Regardless of the situation concerning the Courtyard Marriot, RE/MAX broker Kass Coleman says that everyone from their RE/MAX office feels that 2011 will be a minimum of 10 to 40 per cent better than last year and the year before. “Buyers feel the fog has cleared and they are making decisions and getting on with their real estate planning and purchasing,” she said.

Although optimistic in the long term, Mike Joseph, also a broker with RE/MAX, feared the downturn in the industry had not yet passed Cayman by.

“The instability and uncertainty in many respects, locally and internationally, have been very influential despite the opportunities created in a recessionary market. Simultaneously the market believes that prices will drop further and are waiting for new opportunities this year. 2009 and 2010 saw reductions in pricing in many of the sectors of the local property market yet the number of transactions were still suppressed,” he confirmed.
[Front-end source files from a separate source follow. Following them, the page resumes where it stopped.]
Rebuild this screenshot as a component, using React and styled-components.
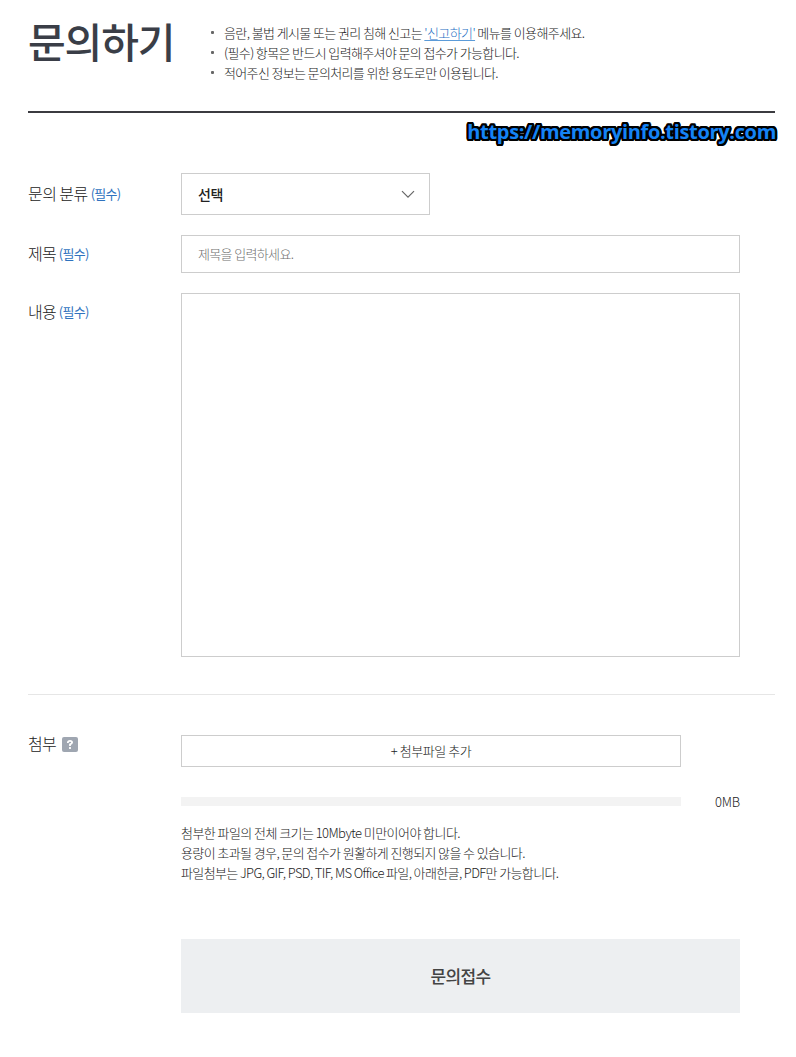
import React from 'react';
import styled, { createGlobalStyle } from 'styled-components';

const GlobalStyle = createGlobalStyle`
  * { box-sizing: border-box; }
  body {
    margin: 0;
    background: #fff;
    color: #222;
    font-family: "Noto Sans CJK KR", sans-serif;
    font-size: 13px;
    font-weight: 300;
    line-height: 20px;
  }
`;

const Page = styled.main`
  width: 796px;
  height: 1057px;
  padding: 0 21px 0 28px;
  overflow: hidden;
`;

const Header = styled.header`
  position: relative;
  display: flex;
  height: 113px;
  border-bottom: 2px solid #3b3b40;
`;

const Title = styled.h1`
  flex: none;
  width: 183px;
  margin: 10px 0 0;
  color: #3a3e47;
  font-size: 41px;
  font-weight: 500;
  letter-spacing: -1.1px;
  line-height: 60px;
  white-space: nowrap;
`;

const Notices = styled.ul`
  margin: 23px 0 0;
  padding: 0;
  list-style: none;
`;

const Notice = styled.li`
  display: flex;
  align-items: center;
  height: 20px;
  white-space: nowrap;
  letter-spacing: ${(p) => p.$spacing}px;

  &::before {
    content: '';
    width: 3px;
    height: 3px;
    margin: 0 10px 1px 0;
    border-radius: 1px;
    background: #666;
  }
`;

const ReportLink = styled.a`
  color: #1f6fc4;
  text-decoration: underline;
  text-decoration-color: #5b9bd8;
  text-underline-offset: 2px;
`;

const OUTLINE = Array.from({ length: 16 }, (_, i) => {
  const angle = (i * Math.PI) / 8;
  return `${(Math.cos(angle) * 2.2).toFixed(2)}px ${(Math.sin(angle) * 2.2).toFixed(2)}px 0 #000`;
}).join(', ');

const Watermark = styled.span`
  position: absolute;
  top: 119px;
  right: -1px;
  color: #1583f5;
  font-family: "Open Sans", "Noto Sans", sans-serif;
  font-size: 20px;
  font-weight: 700;
  line-height: 26px;
  letter-spacing: -0.33px;
  white-space: nowrap;
  text-shadow: ${OUTLINE};
`;

const Fields = styled.section`
  display: flex;
  flex-direction: column;
  gap: 20px;
  height: 582px;
  padding-top: 60px;
  border-bottom: 1px solid #e6e6e6;
`;

const Row = styled.div`
  display: flex;
  align-items: flex-start;
`;

const Label = styled.label`
  flex: none;
  display: flex;
  align-items: center;
  width: 153px;
  height: 24px;
  margin-top: ${(p) => p.$top}px;
  font-size: 16px;
  letter-spacing: ${(p) => p.$spacing || -0.8}px;
  white-space: nowrap;
`;

const Required = styled.span`
  margin: 1px 0 0 3px;
  color: #2f72be;
  font-size: 13px;
  font-weight: 400;
  letter-spacing: -0.75px;
`;

const Select = styled.button`
  display: flex;
  align-items: center;
  justify-content: space-between;
  width: 249px;
  height: 42px;
  padding: 0 14px 1px 16px;
  border: 1px solid #cdcdcd;
  background: #fff;
  color: #222;
  font: 500 14px "Noto Sans CJK KR", sans-serif;
  letter-spacing: -0.5px;
`;

const Chevron = styled.svg`
  margin-top: 2px;
`;

const Input = styled.input`
  width: 559px;
  height: 38px;
  padding: 0 16px 2px;
  border: 1px solid #cdcdcd;
  font: 300 13px "Noto Sans CJK KR", sans-serif;
  letter-spacing: -0.65px;

  &::placeholder { color: #707070; opacity: 1; }
`;

const TextArea = styled.textarea`
  display: block;
  width: 559px;
  height: 364px;
  border: 1px solid #cdcdcd;
  resize: none;
`;

const Attachment = styled.section`
  display: flex;
  align-items: flex-start;
  padding-top: 40px;
`;

const HelpBadge = styled.span`
  display: grid;
  place-items: center;
  width: 16px;
  height: 15px;
  margin: 2px 0 0 6px;
  border-radius: 2px;
  background: #9fa6b1;
`;

const AttachmentBody = styled.div`
  width: 559px;
`;

const AddFile = styled.button`
  display: block;
  width: 500px;
  height: 32px;
  padding: 0 0 2px;
  border: 1px solid #cdcdcd;
  background: #fff;
  color: #222;
  font: 300 13px "Noto Sans CJK KR", sans-serif;
  letter-spacing: -0.45px;
`;

const Usage = styled.div`
  display: flex;
  align-items: center;
  justify-content: space-between;
  height: 20px;
  margin-top: 25px;
  letter-spacing: -0.2px;
`;

const Track = styled.div`
  width: 500px;
  height: 9px;
  margin-bottom: 1px;
  background: #f3f3f3;
`;

const Guide = styled.p`
  margin: 0;
  white-space: nowrap;
  letter-spacing: ${(p) => p.$spacing}px;
`;

const Guides = styled.div`
  margin-top: 11px;
`;

const Submit = styled.button`
  display: block;
  width: 559px;
  height: 74px;
  margin-top: 56px;
  padding: 0 0 2px;
  border: 0;
  background: #edeff1;
  color: #444;
  font: 500 17px "Noto Sans CJK KR", sans-serif;
  letter-spacing: -0.6px;
`;

export default function App() {
  return (
    <>
      <GlobalStyle />
      <Page>
        <Header>
          <Title>문의하기</Title>
          <Notices>
            <Notice $spacing={-0.6}>
              <span>
                음란, 불법 게시물 또는 권리 침해 신고는 <ReportLink>'신고하기'</ReportLink> 메뉴를 이용해주세요.
              </span>
            </Notice>
            <Notice $spacing={-0.63}>(필수) 항목은 반드시 입력해주셔야 문의 접수가 가능합니다.</Notice>
            <Notice $spacing={-0.65}>적어주신 정보는 문의처리를 위한 용도로만 이용됩니다.</Notice>
          </Notices>
          <Watermark>https://memoryinfo.tistory.com</Watermark>
        </Header>

        <Fields>
          <Row>
            <Label $top={8} $spacing={-0.55}>문의 분류<Required>(필수)</Required></Label>
            <Select type="button">
              선택
              <Chevron width="14" height="9" viewBox="0 0 14 9" fill="none" stroke="#666" strokeWidth="1.2">
                <path d="M1 1.2L7 7.2L13 1.2" />
              </Chevron>
            </Select>
          </Row>
          <Row>
            <Label $top={6}>제목<Required>(필수)</Required></Label>
            <Input placeholder="제목을 입력하세요." />
          </Row>
          <Row>
            <Label $top={6}>내용<Required>(필수)</Required></Label>
            <TextArea />
          </Row>
        </Fields>

        <Attachment>
          <Label as="div" $top={-4}>
            첨부
            <HelpBadge>
              <svg width="6" height="9" viewBox="0 0 6 9" fill="none" stroke="#fff" strokeWidth="1.8">
                <path d="M0.9 3V2.6Q0.9 0.9 3 0.9Q5.1 0.9 5.1 2.5Q5.1 3.7 3 4.4V6M3 7.1V9" />
              </svg>
            </HelpBadge>
          </Label>
          <AttachmentBody>
            <AddFile type="button">+ 첨부파일 추가</AddFile>
            <Usage>
              <Track />
              <span>0MB</span>
            </Usage>
            <Guides>
              <Guide $spacing={-0.56}>첨부한 파일의 전체 크기는 10Mbyte 미만이어야 합니다.</Guide>
              <Guide $spacing={-0.6}>용량이 초과될 경우, 문의 접수가 원활하게 진행되지 않을 수 있습니다.</Guide>
              <Guide $spacing={-0.62}>파일첨부는 JPG, GIF, PSD, TIF, MS Office 파일, 아래한글, PDF만 가능합니다.</Guide>
            </Guides>
            <Submit type="button">문의접수</Submit>
          </AttachmentBody>
        </Attachment>
      </Page>
    </>
  );
}
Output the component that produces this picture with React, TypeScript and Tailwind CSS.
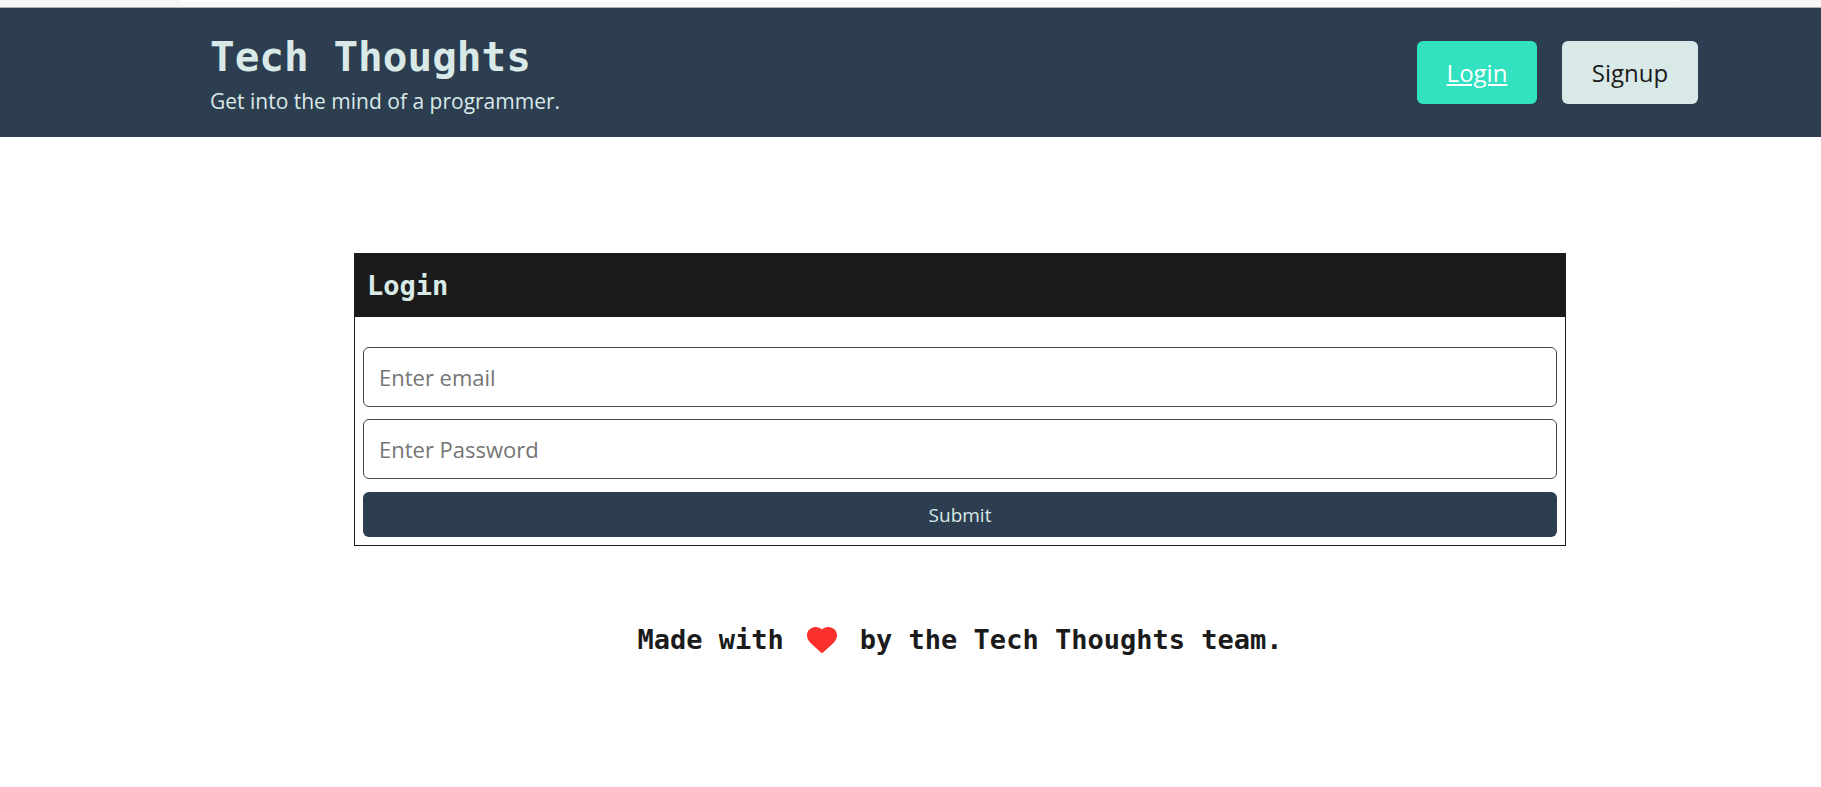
function Heart() {
  return (
    <svg viewBox="0 0 30 26" className="mx-[23px] h-[26px] w-[30px] fill-[#fb302d]" role="img" aria-label="love">
      <path d="M15 2.6C13.5 1 11.2 0 8.6 0 3.7 0 0 3.6 0 8.3c0 3 1.3 5.400 3.600 7.700L13.900 25.500c.6.600 1.600.6 2.200 0L26.400 16C28.700 13.700 30 11.300 30 8.300 30 3.600 26.300 0 21.400 0 18.800 0 16.500 1 15 2.600Z" />
    </svg>
  );
}

export default function App() {
  return (
    <div className="min-h-screen bg-white font-['Open_Sans',sans-serif] text-[#1b1b1b]">
      <div className="h-2 border-b border-[#b5b0b0] bg-[#f7f7f7] pr-[141px] pl-[181px]">
        <div className="h-0.5 rounded-b-md bg-white" />
      </div>

      <header className="flex items-start justify-between bg-[#2d3e50] pt-[25px] pr-[123px] pb-4 pl-[210px] text-[#d9e9e7]">
        <div>
          <h1 className="font-['DejaVu_Sans_Mono',monospace] text-[41px] leading-[48px] font-bold">
            Tech Thoughts
          </h1>
          <p className="text-[21px] leading-[40px]">Get into the mind of a programmer.</p>
        </div>
        <nav className="flex gap-[25px] pt-2 text-[24px]">
          <a
            href="#login"
            className="flex h-[63px] w-[120px] items-center justify-center rounded-md bg-[#31e1bf] text-white underline"
          >
            Login
          </a>
          <a
            href="#signup"
            className="flex h-[63px] w-[136px] items-center justify-center rounded-md bg-[#d9e9e7] text-[#1b1b1b]"
          >
            Signup
          </a>
        </nav>
      </header>

      <main className="pt-[116px] pl-[99px]">
        <section className="mx-auto max-w-[1212px] border border-[#1b1b1b]">
          <h2 className="bg-[#1b1b1b] px-3 font-['DejaVu_Sans_Mono',monospace] text-[27px] leading-[63px] font-bold text-[#d9e9e7]">
            Login
          </h2>
          <form className="flex flex-col px-2 pt-[30px] pb-2">
            <input
              type="email"
              aria-label="Email"
              placeholder="Enter email"
              className="mb-3 h-[60px] w-full rounded-md border border-[#4a4a4a] px-[15px] text-[22px] placeholder:text-[#757575]"
            />
            <input
              type="password"
              aria-label="Password"
              placeholder="Enter Password"
              className="mb-[13px] h-[60px] w-full rounded-md border border-[#4a4a4a] px-[15px] text-[22px] placeholder:text-[#757575]"
            />
            <button
              type="submit"
              className="h-[45px] w-full rounded-md bg-[#2d3e50] pt-0.5 text-[19px] text-[#d9e9e7]"
            >
              Submit
            </button>
          </form>
        </section>
      </main>

      <footer className="flex items-center justify-center pt-[74px] pl-[99px] font-['DejaVu_Sans_Mono',monospace] text-[27px] leading-[40px] font-bold">
        <span>Made with</span>
        <Heart />
        <span>by the Tech Thoughts team.</span>
      </footer>
    </div>
  );
}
Not only have North American investors (traditionally Cayman’s biggest market driver for real estate) been nervous about spending during a recession, but the contraction in Cayman’s population has also hit the real estate industry hard.

Joseph explained, “The contraction in population has negatively affected the rental market for landlords/property investors and in turn developers who have been left with completed but unoccupied units. Sales prices therefore have been reduced in order to generate sales and the local residents are seeing these opportunities but with a continued lack of confidence, they have still remained apprehensive to purchase.”

Joseph believed that the slew of projects waiting in the wings will kick start investment in real estate.

“We need to see certain developments and projects, ideas and concepts break ground,” he said. “Delays create more uncertainty. We need the new cruise berthing to start, the runway to be lengthened, the Shetty Hospital to proceed, along with other projects. Collectivelythese add value to the Cayman product and in turn will encourage activity once more.”

Joseph says the industry itself has been working hard to generate business. “The good news is that we haven’t been sitting still waiting for the storm to pass us by, the local industries and representatives have been actively reviewing and considering how to weather the storm short term and importantly how to emerge with wind in our sails. CIREBA has been and continues to consider our collective new reality, the Chamber of Commerce has been integral in creating a public-private cross aisle review with the Future of Cayman Forum.”

Sheena Conolly, Owner/Broker with Sotheby’s International Realty, Cayman Islands said that the investment climate has changed and some have recognised that prices have dropped considerably and that now is a good time to buy.

“We are seeing signs from executives who are already established in Cayman, looking to move up the property ladder to capitalise on the down market. Interest rates have remained low and once potential buyers feel comfortable that Cayman is home and they have a reasonable sense of tenure, they are surely smart to buy now,” Conolly confirmed.
She said that overseas vendors who really need to sell are now pricing more competitively than before to move the real estate asset.

“Historically there was rarely the same urgency or financial need to sell, as the Cayman property could rent if needed. Times have changed.”

She added, “Confidence is everything, and once Cayman starts to get active with some new projects like Dr Shetty’s hospital, the George Town cruise terminal and others, there could quickly be an upsurge of positive activity – and on these small islands, the trickle down effect can flow quickly.”